We did some research before we went to Istanbul (we read A LOT about the places we go) and Anson found a restaurant that offered traditional Turkish food with traditional Turkish entertainment. We made a reservation for Monday night and began our journey there in an Uber.
We really should’ve known better because earlier in the day we tried to get an Uber and it proved very difficult to get one that could actually find us among the maze of one way streets our hotel was in! This time our driver made it to our hotel and drove us to where the address said the restaurant was, but we didn’t see it. Our driver said he didn’t know and wasn’t willing to look at a map so we were basically forced to get out of the car and stand on the side of the road. Thankfully, our rule of always having data in foreign countries proved to be an excellent rule. We pulled up the map and tried to find the restaurant. It looked like it was in the park that was in the valley below us so we set off on foot.
Setting out on foot sounds great except for the fact that I wore wedges thinking that we would be driven to dinner! It didn’t take long before I took my shoes off and continued the journey barefoot in the dark (possibly not a wise choice…). We walked up and down hundreds of stairs and all over this park but were unable to find the restaurant. Our reservation time passed and we were getting seriously grumpy! We headed up some more flights of stairs to the opposite side of the valley where we saw a restaurant on top of a hill. We climbed a trail (as in dirt…) to the top and yep– THERE IT WAS!
We were so relieved to finally make it and headed inside. I won’t go into details, but as we sat down and finally relaxed we realized that this was not what we expected. It was expensive and we were pretty sure we were going to be disappointed, so we made the decision to leave.
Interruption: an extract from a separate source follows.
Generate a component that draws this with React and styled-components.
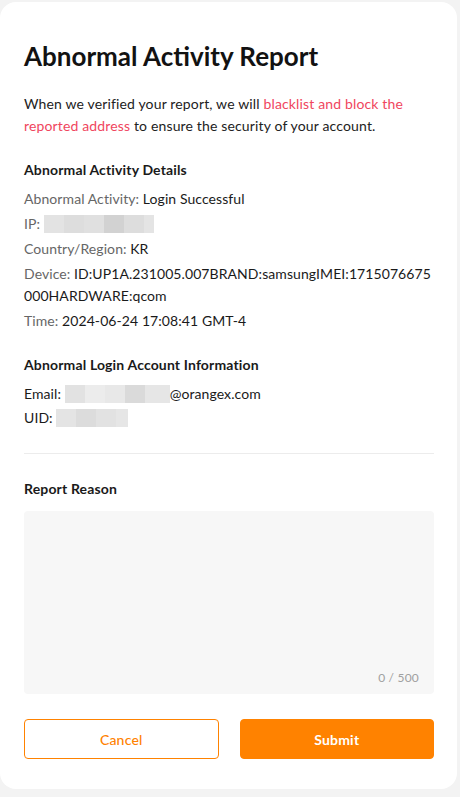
import React from "react";
import styled, { createGlobalStyle } from "styled-components";

const GlobalStyle = createGlobalStyle`
  html, body {
    margin: 0;
    padding: 0;
    background: #f3f3f3;
  }
  body {
    font-family: Lato, "Noto Sans", sans-serif;
    color: #1a1a1a;
  }
`;

const Card = styled.div`
  box-sizing: border-box;
  width: 457px;
  height: 787px;
  margin-top: 2px;
  background: #fff;
  border-radius: 16px;
  padding: 37px 23px 0 24px;
  display: flex;
  flex-direction: column;
`;

const Title = styled.h1`
  margin: 0;
  font-size: 26px;
  line-height: 34px;
  font-weight: 700;
  color: #121212;
`;

const Intro = styled.p`
  margin: 20px 0 0;
  font-size: 14px;
  line-height: 22px;
  color: #222;
  letter-spacing: 0.15px;
`;

const Highlight = styled.span`
  color: #f0465e;
`;

const SectionTitle = styled.h2`
  margin: ${(p) => p.$top || 22}px 0 ${(p) => p.$bottom ?? 7}px;
  font-size: 14px;
  line-height: 22px;
  font-weight: 700;
  color: #1a1a1a;
  letter-spacing: 0.15px;
`;

const Row = styled.div`
  font-size: 14px;
  line-height: 22px;
  margin-top: ${(p) => p.$gap ?? 3}px;
  color: #1a1a1a;
  letter-spacing: 0.08px;
  word-break: break-all;
`;

const Label = styled.span`
  color: #666;
`;

const Masked = styled.span`
  display: inline-flex;
  vertical-align: middle;
  height: 18px;
  margin-top: -3px;
`;

const MaskBlock = styled.span`
  display: inline-block;
  height: 18px;
  width: ${(p) => p.$w}px;
  background: ${(p) => p.$c};
`;

const Divider = styled.div`
  height: 1px;
  background: #ececec;
  margin: 24px 0 0;
`;

const TextBox = styled.div`
  position: relative;
  margin-top: 11px;
  height: 183px;
  background: #f7f7f7;
  border-radius: 4px;
`;

const Input = styled.textarea`
  box-sizing: border-box;
  width: 100%;
  height: 100%;
  border: none;
  outline: none;
  resize: none;
  background: transparent;
  padding: 12px 15px;
  font-family: inherit;
  font-size: 14px;
`;

const Counter = styled.span`
  position: absolute;
  right: 15px;
  bottom: 8px;
  font-size: 12px;
  line-height: 16px;
  color: #a0a0a0;
  letter-spacing: 0.2px;
`;

const Actions = styled.div`
  display: grid;
  grid-template-columns: 1fr 1fr;
  gap: 21px;
  margin-top: 25px;
`;

const Button = styled.button`
  height: 40px;
  border-radius: 4px;
  font-family: inherit;
  font-size: 14px;
  letter-spacing: 0.2px;
  cursor: pointer;
  border: 1px solid #ff8200;
  background: ${(p) => (p.$primary ? "#ff8200" : "#fff")};
  color: ${(p) => (p.$primary ? "#fff" : "#ff8200")};
  font-weight: ${(p) => (p.$primary ? 700 : 500)};
`;

const Mask = ({ blocks }) => (
  <Masked>
    {blocks.map(([w, c], i) => (
      <MaskBlock key={i} $w={w} $c={c} />
    ))}
  </Masked>
);

export default function App() {
  return (
    <>
      <GlobalStyle />
      <Card>
        <Title>Abnormal Activity Report</Title>
        <Intro>
          When we verified your report, we will{" "}
          <Highlight>blacklist and block the reported address</Highlight> to
          ensure the security of your account.
        </Intro>

        <SectionTitle>Abnormal Activity Details</SectionTitle>
        <Row $gap={0}>
          <Label>Abnormal Activity: </Label>Login Successful
        </Row>
        <Row>
          <Label>IP: </Label>
          <Mask
            blocks={[
              [20, "#e3e3e3"],
              [20, "#dddddd"],
              [20, "#e0e0e0"],
              [20, "#d2d2d2"],
              [20, "#dddddd"],
              [10, "#e4e4e4"],
            ]}
          />
        </Row>
        <Row>
          <Label>Country/Region: </Label>KR
        </Row>
        <Row>
          <Label>Device: </Label>
          ID:UP1A.231005.007BRAND:samsungIMEI:1715076675000HARDWARE:qcom
        </Row>
        <Row>
          <Label>Time: </Label>2024-06-24 17:08:41 GMT-4
        </Row>

        <SectionTitle>Abnormal Login Account Information</SectionTitle>
        <Row $gap={0}>
          Email:{" "}
          <Mask
            blocks={[
              [20, "#e2e2e2"],
              [20, "#ececec"],
              [20, "#e8e8e8"],
              [20, "#dadada"],
              [25, "#e6e6e6"],
            ]}
          />
          @orangex.com
        </Row>
        <Row $gap={2}>
          UID:{" "}
          <Mask
            blocks={[
              [20, "#e4e4e4"],
              [20, "#dcdcdc"],
              [20, "#e2e2e2"],
              [12, "#e6e6e6"],
            ]}
          />
        </Row>

        <Divider />

        <SectionTitle $top={24} $bottom={0}>
          Report Reason
        </SectionTitle>
        <TextBox>
          <Input maxLength={500} />
          <Counter>0 / 500</Counter>
        </TextBox>

        <Actions>
          <Button>Cancel</Button>
          <Button $primary>Submit</Button>
        </Actions>
      </Card>
    </>
  );
}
We headed back down the valley and across to the other side where we thought we had seen some other restaurants. We walked…. and walked… and walked… (yes, I took my shoes off again!). We walked until we gave up and decided to head to the one restaurant I remembered seeing on top of the St. Regis Hotel — Spago by Wolfgang Puck.
Due to the evenings earlier misadventure, we didn’t start eating until around 11 PM, but it was truly worth the wait. We had appetizers, main courses, and dessert. Everything was so delicious that we forgot the trauma of our earlier dinner plans and wished we had come here in the first place. With the exchange rate, it even ended up being very reasonable for such an upscale meal and we couldn’t have been happier. (Of course, at that point we had been awake for about 34 hours straight so we were partially delusional!)
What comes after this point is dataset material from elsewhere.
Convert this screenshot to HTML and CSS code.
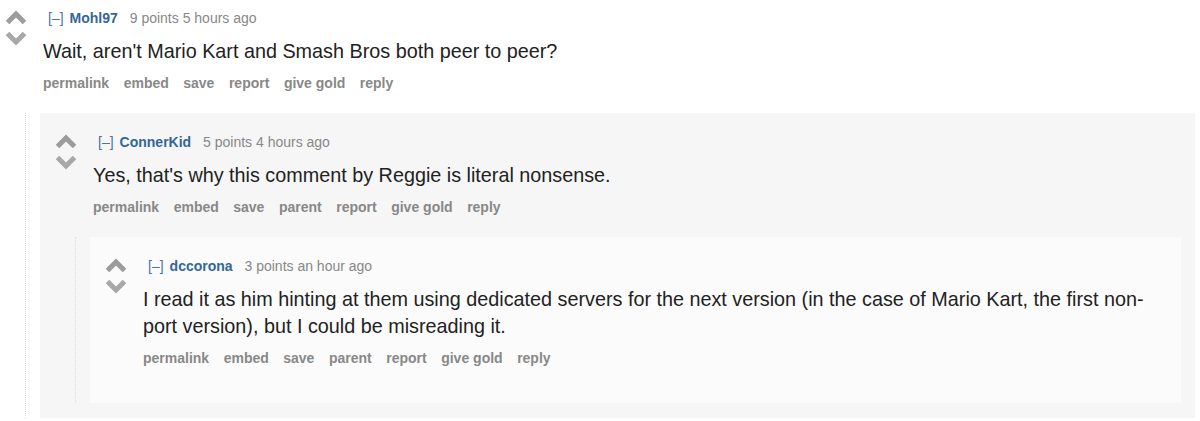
FILE: index.html
```html
<!DOCTYPE html>
<html>
<head>
<meta charset="utf-8">
<link rel="stylesheet" href="styles.css">
</head>
<body>
<div class="thread">
  <div class="comment top">
    <div class="row">
      <div class="midcol">
        <svg class="arrow up" viewBox="0 0 22 14" width="22" height="14"><polyline points="2.5,12.5 11,4 19.5,12.5"/></svg>
        <svg class="arrow down" viewBox="0 0 22 14" width="22" height="14"><polyline points="2.5,1.5 11,10 19.5,1.5"/></svg>
      </div>
      <div class="entry">
        <p class="tagline"><span class="expand">[–]</span><span class="author">Mohl97</span> <span class="score">9 points 5 hours ago</span></p>
        <div class="md"><p>Wait, aren't Mario Kart and Smash Bros both peer to peer?</p></div>
        <ul class="buttons"><li>permalink</li><li>embed</li><li>save</li><li>report</li><li>give gold</li><li>reply</li></ul>
      </div>
    </div>
    <div class="child">
      <div class="comment level2">
        <div class="row">
          <div class="midcol">
            <svg class="arrow up" viewBox="0 0 22 14" width="22" height="14"><polyline points="2.5,12.5 11,4 19.5,12.5"/></svg>
            <svg class="arrow down" viewBox="0 0 22 14" width="22" height="14"><polyline points="2.5,1.5 11,10 19.5,1.5"/></svg>
          </div>
          <div class="entry">
            <p class="tagline"><span class="expand">[–]</span><span class="author">ConnerKid</span> <span class="score">5 points 4 hours ago</span></p>
            <div class="md"><p>Yes, that's why this comment by Reggie is literal nonsense.</p></div>
            <ul class="buttons"><li>permalink</li><li>embed</li><li>save</li><li>parent</li><li>report</li><li>give gold</li><li>reply</li></ul>
          </div>
        </div>
        <div class="child">
          <div class="comment level3">
            <div class="row">
              <div class="midcol">
                <svg class="arrow up" viewBox="0 0 22 14" width="22" height="14"><polyline points="2.5,12.5 11,4 19.5,12.5"/></svg>
                <svg class="arrow down" viewBox="0 0 22 14" width="22" height="14"><polyline points="2.5,1.5 11,10 19.5,1.5"/></svg>
              </div>
              <div class="entry">
                <p class="tagline"><span class="expand">[–]</span><span class="author">dccorona</span> <span class="score">3 points an hour ago</span></p>
                <div class="md"><p>I read it as him hinting at them using dedicated servers for the next version (in the case of Mario Kart, the first non-port version), but I could be misreading it.</p></div>
                <ul class="buttons"><li>permalink</li><li>embed</li><li>save</li><li>parent</li><li>report</li><li>give gold</li><li>reply</li></ul>
              </div>
            </div>
          </div>
        </div>
      </div>
    </div>
  </div>
</div>
</body>
</html>
```

FILE: styles.css
```css
html, body {
  margin: 0;
  padding: 0;
  background: #ffffff;
  overflow: hidden;
}

body {
  font-family: "Liberation Sans", Arial, sans-serif;
  color: #222222;
}

.thread {
  margin: -11px 0 0 -10px;
}

.comment {
  padding: 19px 14px 14px 0;
}

.comment.top {
  padding-right: 5px;
}

.comment.level2 {
  background: #f6f6f6;
  padding-bottom: 15px;
}

.comment.level3 {
  background: #fbfbfb;
  padding-bottom: 15px;
}

.row {
  display: flex;
  align-items: flex-start;
}

.midcol {
  flex: 0 0 22px;
  width: 22px;
  margin: 2px 16px 0 15px;
  display: flex;
  flex-direction: column;
  gap: 8px;
}

.arrow {
  display: block;
}

.arrow polyline {
  fill: none;
  stroke-width: 5;
  stroke-linecap: butt;
  stroke-linejoin: miter;
}

.arrow.up polyline {
  stroke: #9c9c9c;
}

.arrow.down polyline {
  stroke: #a8a8a8;
}

.entry {
  flex: 1 1 auto;
  min-width: 0;
  padding-bottom: 20px;
}

.tagline {
  margin: 0;
  padding-left: 5px;
  font-size: 14px;
  line-height: 20px;
  color: #888888;
}

.expand {
  color: #4a74a0;
  margin-right: 6px;
}

.author {
  color: #336699;
  font-weight: bold;
  margin-right: 8px;
}

.score {
  color: #888888;
}

.md {
  margin-top: 10px;
  font-size: 19.8px;
  line-height: 27px;
  color: #222222;
}

.md p {
  margin: 0;
}

.buttons {
  list-style: none;
  margin: 8px 0 0 0;
  padding: 0;
  display: flex;
  gap: 14.5px;
  font-size: 14px;
  line-height: 20px;
  font-weight: bold;
  color: #888888;
}

.child {
  margin-left: 35px;
  border-left: 1px dotted #dedede;
  padding-left: 14px;
}
```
If you’re ever in Istanbul– go eat at Spago. You won’t regret it at all.
*The dim lighting was terrible for photography, so I have no food photos to share! The above photo is taken from the Spago website.
The next night we booked ourselves onto a dinner cruise on the Bosphorus River. It wasn’t in our original plans but when the dinner show Monday night didn’t work out we decided to try the dinner cruise. We really wanted to see some traditional Turkish dancing and eat proper Turkish food so this seemed like a good option.
The cruise itself was okay, though the food could have been better. In hindsight, a lunch cruise may have been much nicer so that we could see more of the river and sites as we went by. We did see dolphins at the end of the evening which were my favourite part! The takeaway from the night turned out not to be the cruise or the food though. Let me explain.
As the buffet dinner began, we watched uncomfortably as the couple seated across the table from us sat awkwardly in silence. The husband stared at his phone with a full plate of food mostly ignoring his wife. Strangely even though she fetched his food, his wife sat with a mostly empty plate except for the few bites of chicken he sparingly placed on her plate. It seemed to be an open question of whether she needed permission to eat or was just uncomfortable eating in mixed company.
The show, an exhibition of traditional Turkish music, singing, and dancing, began after dinner. Interestingly, we noticed that only the men were getting up to dance along with the dancers while the women again remained silent watching them. As the men laughed and danced together, the women seemed to be unwelcome or as least uncomfortable joining the celebration. Near the end of the evening, a traditional belly dancer appeared. It seemed in good fun until we witnessed some of the men grabbing her (in what might be described as inappropriate ways) and laughingly taking pictures with her. All the while again their wives sat in their seats quietly watching.
We left the dinner section and went to the top of the boat feeling bothered, incredibly sad and confused. This concept of seeing the women so blatantly disrespected was not something we had experienced before (and hadn’t seen amongst the Turkish people at all) and it was really disturbing to us. We talked about it for a long time that night and have talked about it many times since.
We left the dinner cruise feeling like we had wasted a few hours, but at the same time– it was so eye-opening that perhaps we needed to see what we saw. You can read about things, you can talk to other people, but until you see them with your own eyes, you cannot fully comprehend how some people are treated in other parts of the world.
The world is full of people and cultures that are different from what I am accustomed. Perhaps it is thought of as ignorant to be bothered by something that is potentially just part of a particular culture, but I would not trade the equality and respect I have as a woman for what I witnessed that day.
Two dinners in Istanbul: one that took a long time to get to, but was worth the trouble. The second was easy to get to but so difficult to finish.
Have you ever learned something from your travels that made you uncomfortable? How did you handle it?